Book Alert: Panzers East and West: The German 10th SS Panzer Division from the Eastern Front to Normandy

Those with an interest in WWII German Panzer units will be happy to know that a new book has been released from Stackpole on the history of the 10th Panzer Division.  Written by Dieter Stenger, Panzers East and West: The German 10th SS Panzer Division from the Eastern Front to Normandy is a 400 page hardcover volume.  According to the Stackpole website, Dieter Stenger is is a veteran of the U.S. Marine Corps and has worked in the museum field for two decades, including stints at the Marine Corps Air-Ground Museum, the U.S. Naval Academy Museum, the National Museum of the Marine Corps, and the U.S. Army Center of Military History, where he is senior arms curator.  We haven’t had a chance to look at this book so that’s all we can really say about it.

Publisher’s Description:

Organized and trained during 1943, the 10th SS Panzer Division saw its first action in the spring of 1944 during the attempt to relieve an encircled German army on the Eastern Front.
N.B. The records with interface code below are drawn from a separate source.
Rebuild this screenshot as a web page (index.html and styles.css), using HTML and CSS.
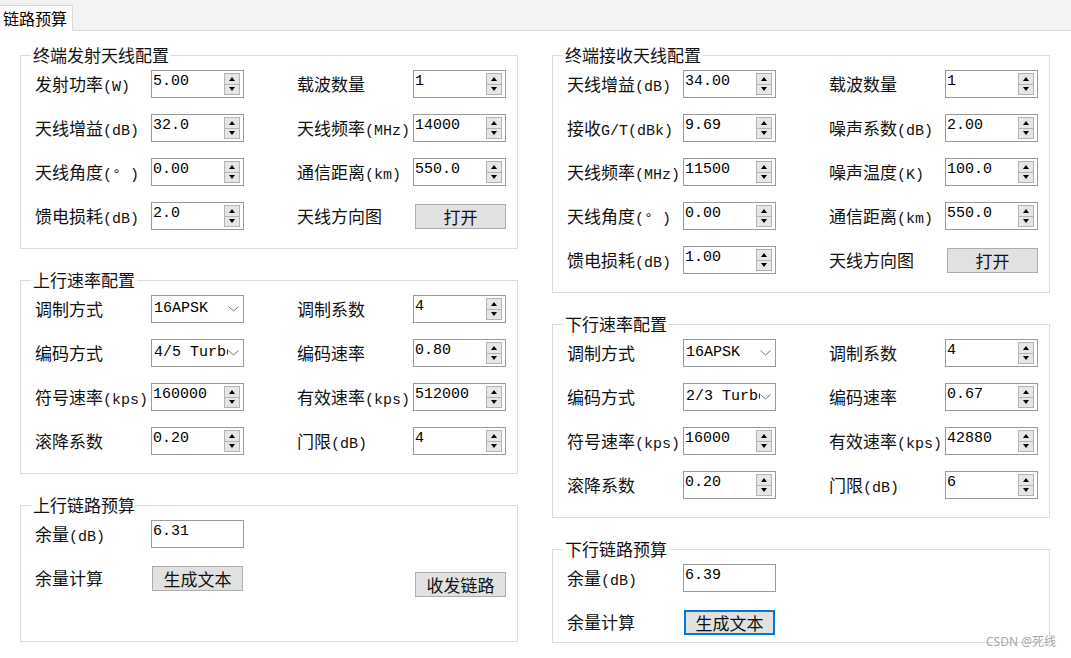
FILE: index.html
```html
<!DOCTYPE html>
<html lang="zh">
<head>
<meta charset="utf-8">
<title>链路预算</title>
<link rel="stylesheet" href="styles.css">
</head>
<body>
<div class="tabbar"><div class="tab">链路预算</div></div>
<div class="page">
  <div class="col">
    <fieldset class="group">
      <legend>终端发射天线配置</legend>
      <div class="grid">
        <div class="lbl">发射功率<span class="u">(W)</span></div>
        <div class="box"><span class="val">5.00</span><span class="spin"><i></i><i></i></span></div>
        <div class="lbl">载波数量</div>
        <div class="box"><span class="val">1</span><span class="spin"><i></i><i></i></span></div>

        <div class="lbl">天线增益<span class="u">(dB)</span></div>
        <div class="box"><span class="val">32.0</span><span class="spin"><i></i><i></i></span></div>
        <div class="lbl">天线频率<span class="u">(MHz)</span></div>
        <div class="box"><span class="val">14000</span><span class="spin"><i></i><i></i></span></div>

        <div class="lbl">天线角度<span class="u">(° )</span></div>
        <div class="box"><span class="val">0.00</span><span class="spin"><i></i><i></i></span></div>
        <div class="lbl">通信距离<span class="u">(km)</span></div>
        <div class="box"><span class="val">550.0</span><span class="spin"><i></i><i></i></span></div>

        <div class="lbl">馈电损耗<span class="u">(dB)</span></div>
        <div class="box"><span class="val">2.0</span><span class="spin"><i></i><i></i></span></div>
        <div class="lbl">天线方向图</div>
        <div class="cell"><button class="btn">打开</button></div>
      </div>
    </fieldset>

    <fieldset class="group">
      <legend>上行速率配置</legend>
      <div class="grid">
        <div class="lbl">调制方式</div>
        <div class="box combo"><span class="val">16APSK</span><svg class="chev" width="11" height="6" viewBox="0 0 11 6"><polyline points="0.5,0.5 5.5,5 10.5,0.5" fill="none" stroke="#6e6e6e" stroke-width="1"/></svg></div>
        <div class="lbl">调制系数</div>
        <div class="box"><span class="val">4</span><span class="spin"><i></i><i></i></span></div>

        <div class="lbl">编码方式</div>
        <div class="box combo"><span class="val">4/5 Turbo</span><svg class="chev" width="11" height="6" viewBox="0 0 11 6"><polyline points="0.5,0.5 5.5,5 10.5,0.5" fill="none" stroke="#6e6e6e" stroke-width="1"/></svg></div>
        <div class="lbl">编码速率</div>
        <div class="box"><span class="val">0.80</span><span class="spin"><i></i><i></i></span></div>

        <div class="lbl">符号速率<span class="u">(kps)</span></div>
        <div class="box"><span class="val">160000</span><span class="spin"><i></i><i></i></span></div>
        <div class="lbl">有效速率<span class="u">(kps)</span></div>
        <div class="box"><span class="val">512000</span><span class="spin"><i></i><i></i></span></div>

        <div class="lbl">滚降系数</div>
        <div class="box"><span class="val">0.20</span><span class="spin"><i></i><i></i></span></div>
        <div class="lbl">门限<span class="u">(dB)</span></div>
        <div class="box"><span class="val">4</span><span class="spin"><i></i><i></i></span></div>
      </div>
    </fieldset>

    <fieldset class="group">
      <legend>上行链路预算</legend>
      <div class="grid grid-up">
        <div class="lbl">余量<span class="u">(dB)</span></div>
        <div class="box"><span class="val">6.31</span></div>
        <div class="lbl"></div>
        <div class="cell"></div>

        <div class="lbl">余量计算</div>
        <div class="cell"><button class="btn btn-gen">生成文本</button></div>
        <div class="lbl"></div>
        <div class="cell low"><button class="btn">收发链路</button></div>
      </div>
    </fieldset>
  </div>

  <div class="col">
    <fieldset class="group">
      <legend>终端接收天线配置</legend>
      <div class="grid">
        <div class="lbl">天线增益<span class="u">(dB)</span></div>
        <div class="box"><span class="val">34.00</span><span class="spin"><i></i><i></i></span></div>
        <div class="lbl">载波数量</div>
        <div class="box"><span class="val">1</span><span class="spin"><i></i><i></i></span></div>

        <div class="lbl">接收<span class="u">G/T(dBk)</span></div>
        <div class="box"><span class="val">9.69</span><span class="spin"><i></i><i></i></span></div>
        <div class="lbl">噪声系数<span class="u">(dB)</span></div>
        <div class="box"><span class="val">2.00</span><span class="spin"><i></i><i></i></span></div>

        <div class="lbl">天线频率<span class="u">(MHz)</span></div>
        <div class="box"><span class="val">11500</span><span class="spin"><i></i><i></i></span></div>
        <div class="lbl">噪声温度<span class="u">(K)</span></div>
        <div class="box"><span class="val">100.0</span><span class="spin"><i></i><i></i></span></div>

        <div class="lbl">天线角度<span class="u">(° )</span></div>
        <div class="box"><span class="val">0.00</span><span class="spin"><i></i><i></i></span></div>
        <div class="lbl">通信距离<span class="u">(km)</span></div>
        <div class="box"><span class="val">550.0</span><span class="spin"><i></i><i></i></span></div>

        <div class="lbl">馈电损耗<span class="u">(dB)</span></div>
        <div class="box"><span class="val">1.00</span><span class="spin"><i></i><i></i></span></div>
        <div class="lbl">天线方向图</div>
        <div class="cell"><button class="btn">打开</button></div>
      </div>
    </fieldset>

    <fieldset class="group">
      <legend>下行速率配置</legend>
      <div class="grid">
        <div class="lbl">调制方式</div>
        <div class="box combo"><span class="val">16APSK</span><svg class="chev" width="11" height="6" viewBox="0 0 11 6"><polyline points="0.5,0.5 5.5,5 10.5,0.5" fill="none" stroke="#6e6e6e" stroke-width="1"/></svg></div>
        <div class="lbl">调制系数</div>
        <div class="box"><span class="val">4</span><span class="spin"><i></i><i></i></span></div>

        <div class="lbl">编码方式</div>
        <div class="box combo"><span class="val">2/3 Turbo</span><svg class="chev" width="11" height="6" viewBox="0 0 11 6"><polyline points="0.5,0.5 5.5,5 10.5,0.5" fill="none" stroke="#6e6e6e" stroke-width="1"/></svg></div>
        <div class="lbl">编码速率</div>
        <div class="box"><span class="val">0.67</span><span class="spin"><i></i><i></i></span></div>

        <div class="lbl">符号速率<span class="u">(kps)</span></div>
        <div class="box"><span class="val">16000</span><span class="spin"><i></i><i></i></span></div>
        <div class="lbl">有效速率<span class="u">(kps)</span></div>
        <div class="box"><span class="val">42880</span><span class="spin"><i></i><i></i></span></div>

        <div class="lbl">滚降系数</div>
        <div class="box"><span class="val">0.20</span><span class="spin"><i></i><i></i></span></div>
        <div class="lbl">门限<span class="u">(dB)</span></div>
        <div class="box"><span class="val">6</span><span class="spin"><i></i><i></i></span></div>
      </div>
    </fieldset>

    <fieldset class="group">
      <legend>下行链路预算</legend>
      <div class="grid grid-down">
        <div class="lbl">余量<span class="u">(dB)</span></div>
        <div class="box"><span class="val">6.39</span></div>
        <div class="lbl"></div>
        <div class="cell"></div>

        <div class="lbl">余量计算</div>
        <div class="cell"><button class="btn btn-gen focus">生成文本</button></div>
        <div class="lbl"></div>
        <div class="cell"></div>
      </div>
    </fieldset>
  </div>
</div>
<div class="watermark">CSDN @死线</div>
</body>
</html>
```

FILE: styles.css
```css
html, body {
  margin: 0;
  padding: 0;
  background: #ffffff;
}

body {
  width: 1071px;
  height: 658px;
  overflow: hidden;
  position: relative;
  font-family: "Noto Sans CJK SC", "Noto Sans", sans-serif;
  color: #000;
}

.tabbar {
  height: 30px;
  background: #f3f3f3;
  border-bottom: 1px solid #d9d9d9;
  display: flex;
  align-items: flex-end;
}

.tab {
  height: 26px;
  width: 73px;
  box-sizing: border-box;
  background: #ffffff;
  border-top: 1px solid #d9d9d9;
  border-right: 1px solid #d9d9d9;
  margin-bottom: -1px;
  padding-left: 3px;
  font-size: 16px;
  line-height: 25px;
}

.page {
  display: flex;
  gap: 34px;
  padding: 14px 0 0 20px;
}

.col {
  display: flex;
  flex-direction: column;
  gap: 21px;
  width: 498px;
}

.group {
  margin: 0;
  padding: 0;
  min-width: 0;
  width: 498px;
  box-sizing: border-box;
  border: 1px solid #dcdcdc;
}

.group legend {
  margin-left: 10px;
  padding: 0 2px;
  font-size: 17px;
  line-height: 20px;
  color: #111;
}

.grid {
  display: grid;
  grid-template-columns: 116px 146px 116px 93px;
  grid-auto-rows: 28px;
  row-gap: 16px;
  padding: 5px 11px 18px 14px;
}

.grid-up {
  padding-bottom: 49px;
}

.grid-down {
  padding-bottom: 6px;
}

.lbl {
  font-size: 17px;
  line-height: 28px;
  white-space: nowrap;
  color: #111;
}

.u {
  font-family: "Liberation Mono", monospace;
  font-size: 15px;
}

.box {
  width: 93px;
  height: 28px;
  box-sizing: border-box;
  border: 1px solid #9a9a9a;
  background: #fff;
  display: flex;
  align-items: flex-start;
}

.val {
  flex: 1;
  min-width: 0;
  overflow: hidden;
  white-space: nowrap;
  font-family: "Liberation Mono", monospace;
  font-size: 15px;
  line-height: 18px;
  padding: 2px 0 0 1px;
}

.spin {
  width: 16px;
  height: 22px;
  margin: 2px 3px 0 0;
  box-sizing: border-box;
  border: 1px solid #b4b4b4;
  background: #e6e6e6;
  display: flex;
  flex-direction: column;
}

.spin i {
  flex: 1;
  display: flex;
  align-items: center;
  justify-content: center;
}

.spin i:first-child {
  border-bottom: 1px solid #b4b4b4;
}

.spin i:first-child::before {
  content: "";
  border-left: 3.5px solid transparent;
  border-right: 3.5px solid transparent;
  border-bottom: 4px solid #000;
}

.spin i:last-child::before {
  content: "";
  border-left: 3.5px solid transparent;
  border-right: 3.5px solid transparent;
  border-top: 4px solid #000;
}

.combo {
  align-items: center;
}

.combo .val {
  padding: 0 4px 0 2px;
  line-height: 24px;
}

.chev {
  margin-right: 4px;
  flex: none;
}

.cell {
  display: flex;
  align-items: center;
}

.low {
  align-items: flex-end;
}

.low .btn {
  margin-bottom: -5px;
}

.btn {
  width: 91px;
  height: 25px;
  margin-left: 2px;
  box-sizing: border-box;
  border: 1px solid #adadad;
  background: #e1e1e1;
  font-family: "Noto Sans CJK SC", sans-serif;
  font-size: 17px;
  line-height: 21px;
  padding: 0;
  color: #111;
}

.btn-gen {
  margin-left: 1px;
}

.focus {
  border: 2px solid #0078d7;
}

.watermark {
  position: absolute;
  right: 15px;
  top: 634px;
  font-family: "Noto Sans", "Noto Sans CJK SC", sans-serif;
  font-size: 12px;
  line-height: 16px;
  color: #a8a8a8;
}
```
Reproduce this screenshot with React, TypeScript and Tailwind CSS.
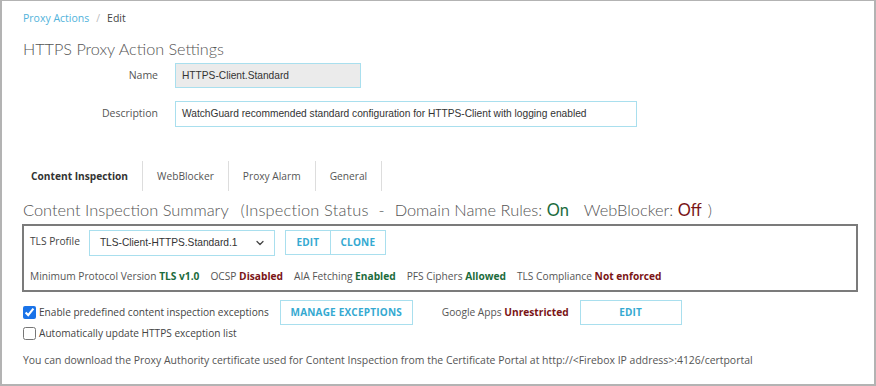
import { ChevronDown } from 'lucide-react';

const sans = "font-['Open_Sans',sans-serif]";
const head = "font-['Lato',sans-serif] font-light";
const arial = "font-['Liberation_Sans',Arial,sans-serif]";

const tabs = ['Content Inspection', 'WebBlocker', 'Proxy Alarm', 'General'];

function Btn({ label, className }: { label: string; className?: string }) {
  return (
    <button
      className={`h-[25px] border border-[#a9dfee] bg-white text-[10px] font-bold tracking-[0.02em] text-[#35a9d1] ${className ?? ''}`}
    >
      {label}
    </button>
  );
}

export default function App() {
  return (
    <div className={`w-[876px] h-[386px] bg-white border-2 border-t border-[#b3b3b3] text-[#444] ${sans}`}>
      {/* breadcrumb */}
      <div className="pl-[21px] pt-[9px] text-[10.5px] leading-[16px]">
        <span className="text-[#52b3db]">Proxy Actions</span>
        <span className="mx-[7px] text-[#bbb]">/</span>
        <span className="text-[#444]">Edit</span>
      </div>

      <h1 className={`pl-[21px] mt-[13px] text-[16.2px] leading-[20px] text-[#555] ${head}`}>
        HTTPS Proxy Action Settings
      </h1>

      {/* form rows */}
      <div className="mt-[4px] flex flex-col gap-[13px]">
        <div className="flex items-center">
          <label className="w-[156px] text-right text-[10.5px] text-[#555]">Name</label>
          <div
            className={`ml-[17px] h-[25px] w-[186px] border border-[#a9dfee] bg-[#ebebeb] px-[6px] flex items-center text-[10.2px] text-[#333] ${arial}`}
          >
            HTTPS-Client.Standard
          </div>
        </div>
        <div className="flex items-center">
          <label className="w-[156px] text-right text-[10.5px] text-[#555]">Description</label>
          <div
            className={`ml-[17px] h-[26px] w-[462px] border border-[#a9dfee] bg-white px-[6px] flex items-center text-[10.2px] text-[#333] ${arial}`}
          >
            WatchGuard recommended standard configuration for HTTPS-Client with logging enabled
          </div>
        </div>
      </div>

      {/* tabs */}
      <div className="mt-[34px] ml-[15px] flex h-[30px] items-center">
        {tabs.map((t, i) => (
          <div key={t} className="flex h-full items-center">
            <span className={`px-[14px] pt-[1px] text-[10.2px] ${i === 0 ? 'font-bold text-[#333]' : 'text-[#555]'}`}>{t}</span>
            <span className="h-full w-px bg-[#ddd]" />
          </div>
        ))}
      </div>

      {/* summary heading */}
      <div className={`pl-[21px] mt-[9px] text-[16.4px] leading-[20px] text-[#555] ${head}`}>
        Content Inspection Summary<span className="ml-[12px] tracking-[0.01em]">(Inspection Status</span>
        <span className="mx-[10px]">-</span>Domain Name Rules: <span className="font-normal text-[#1c6b3c]">On</span>
        <span className="ml-[15px]">WebBlocker: </span>
        <span className="font-normal text-[#7a1416]">Off</span>
        <span className="ml-[6px]">)</span>
      </div>

      {/* TLS box */}
      <div className="ml-[20px] mt-[4px] w-[836px] border-2 border-[#7b7b7b] px-[6px] pt-[4px] pb-[6px]">
        <div className="flex items-start">
          <span className="pt-[4px] text-[10.2px] text-[#444]">TLS Profile</span>
          <div
            className={`ml-[9px] flex h-[26px] w-[186px] items-center justify-between border border-[#a9dfee] pl-[10px] pr-[8px] text-[10.2px] text-[#333] ${arial}`}
          >
            TLS-Client-HTTPS.Standard.1
            <ChevronDown className="h-[12px] w-[12px] text-[#444]" strokeWidth={2.5} />
          </div>
          <div className="ml-[10px] flex">
            <Btn label="EDIT" className="w-[46px]" />
            <Btn label="CLONE" className="-ml-px w-[56px]" />
          </div>
        </div>
        <div className="mt-[12px] text-[10.2px] leading-[16px] text-[#555]">
          Minimum Protocol Version <b className="text-[#1c6b3c]">TLS v1.0</b>
          <span className="ml-[11px]">OCSP </span>
          <b className="text-[#7a1416]">Disabled</b>
          <span className="ml-[11px]">AIA Fetching </span>
          <b className="text-[#1c6b3c]">Enabled</b>
          <span className="ml-[11px]">PFS Ciphers </span>
          <b className="text-[#1c6b3c]">Allowed</b>
          <span className="ml-[11px]">TLS Compliance </span>
          <b className="text-[#7a1416]">Not enforced</b>
        </div>
      </div>

      {/* exceptions */}
      <div className="ml-[21px] mt-[8px] flex items-center">
        <label className="flex items-center gap-[3px] text-[10.1px] text-[#444]">
          <input type="checkbox" defaultChecked className="m-0 h-[13px] w-[13px] accent-[#1a73e8]" />
          Enable predefined content inspection exceptions
        </label>
        <Btn label="MANAGE EXCEPTIONS" className="ml-[11px] w-[133px]" />
        <span className="ml-[29px] text-[10.2px] text-[#555]">
          Google Apps <b className="text-[#7a1416]">Unrestricted</b>
        </span>
        <Btn label="EDIT" className="ml-[11px] w-[102px]" />
      </div>
      <label className="ml-[21px] mt-[1px] flex items-center gap-[3px] text-[10.1px] text-[#444]">
        <input type="checkbox" className="m-0 h-[13px] w-[13px]" />
        Automatically update HTTPS exception list
      </label>

      <p className="ml-[21px] mt-[12px] text-[10.45px] text-[#555]">
        You can download the Proxy Authority certificate used for Content Inspection from the Certificate Portal at
        http://&lt;Firebox IP address&gt;:4126/certportal
      </p>
    </div>
  );
}
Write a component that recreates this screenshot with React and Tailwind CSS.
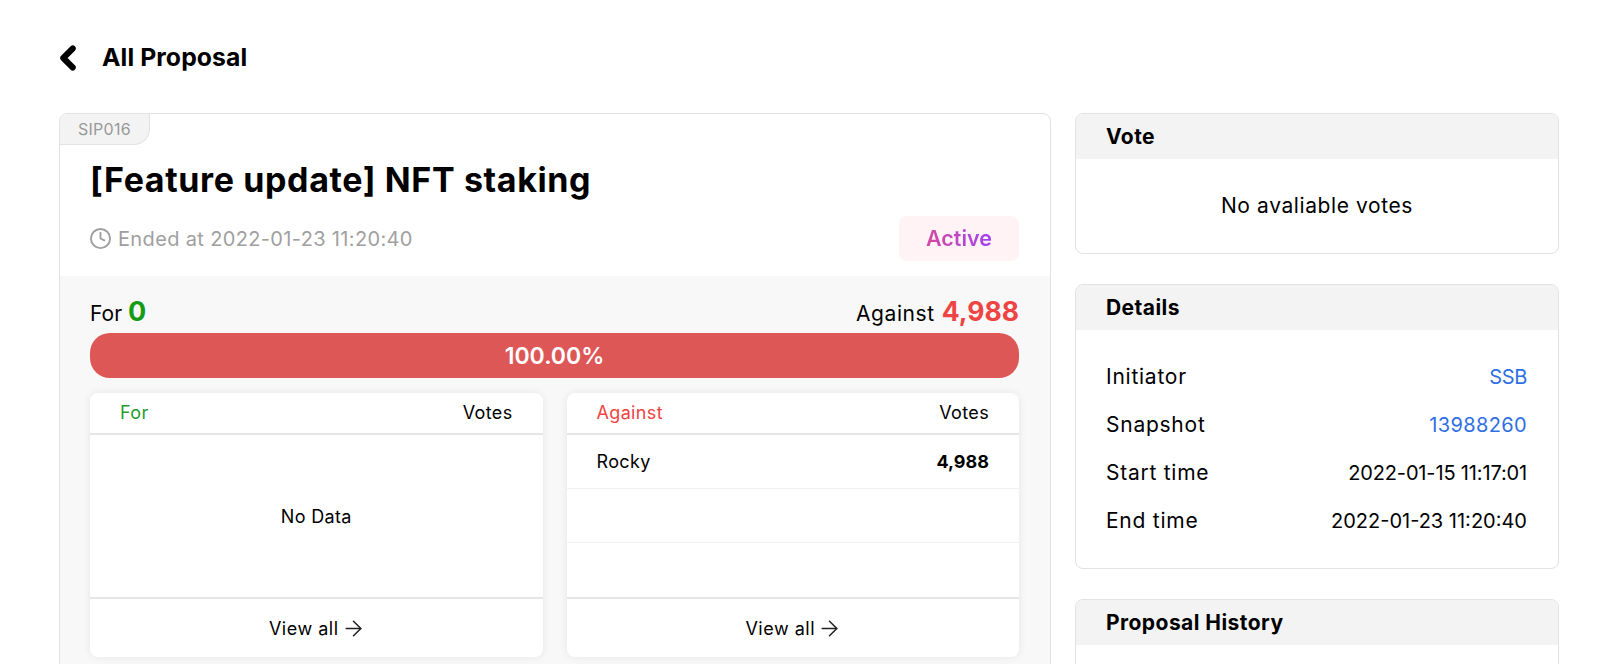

Several months later, Hitler ordered the 10th SS west to Normandy, where by mid-June 1944 German defenses against the Allied offensive were crumbling. Here the division engaged in a series of armored attacks and counterattacks against British and American forces. The 10th SS briefly held off a few enemy thrusts but gradually had to fall back to Falaise, where the division escaped the Allied encirclement with no tanks and only a fraction of its men. The 10th SS Panzer Division next defended against the Allied parachute assault during Operation Market Garden in September 1944. Depleted and now a division in name only, the 10th SS fought in Alsace before Hitler sent it to the Eastern Front again. There, east of Berlin, the division participated in the final, futile battles against the Red Army before escaping to Czechoslovakia to surrender to the U.S. Army.

Comments

  1. It would be amusing to know if he tried to hit up Gunter Grass for commentary!